Wednesday, October 8, 2003

Thoughts from the Great Father Schmemann



While flying down to South Carolina last week, I had the opportunity to spend some quality time with the diary of Father Alexander Schmemann--who I think is probably the greatest spiritual writer in the last century. One of his entries gave me a lot to think about. Let me paraphrase his thought and add to it a bit.



God created everything that is as good. The devil introduced a problem and posed this to Adam and Eve. "Did God really say..?" Evil is seeing the goodness of God as a "problem." Jesus redeems creation by reintroducing the intention of God over and against the "problems" posed by evil. Therefore when Jesus encounters the disciples on the road to Emmaus, he terms them as foolish when they interpret the events of Good Friday as unnecessary and not what they had "hoped" for. He tells them that these events were necessary and part of God's plan for good--the salvation of many!



How do you and I see the events and the people of our daily life?
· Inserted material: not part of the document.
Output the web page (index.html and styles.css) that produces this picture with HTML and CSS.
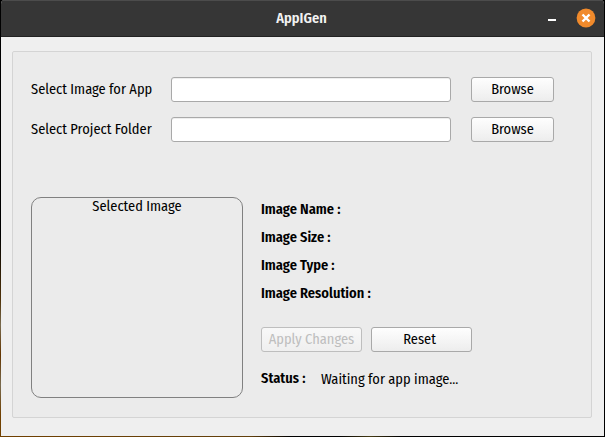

Do we perceive the goodness of God or is everyone around a "problem"?



Soon to be "Blessed" Mother Teresa was known to encounter the poor as "Christ" and not as a bum or "problem". Social Workers often had a problem with her because of her disinterest in doing anything to aleviate "problems". Once when she was to speak at a world conference to end hunger, she found a man begging for food at the entrance of the auditorium and took him and fed him--never speaking that day. The people attending the conference weren't really interested in ending the hunger of the man they had all passed, she was.



Tied into this perceiving the good in all, through the eyes of Christ, is Christian joy. True followers of Christ our joyful, they are not downcast bemoaning what could have been--they believe that victory is ultimately there and they pray that God's will be done in all things and they believe that it will be done on earth as it is in heaven. They see the events of their lives as not accidential occurences but meaningful events that are moving them often inspite of themselves and their sins to where God wants them to be.



I told a friend of mine, a bishop, that the sign of the healthiness of a religious community, movement, or individual priest in his diocese was the level of "joy" that they exhibit in their lives.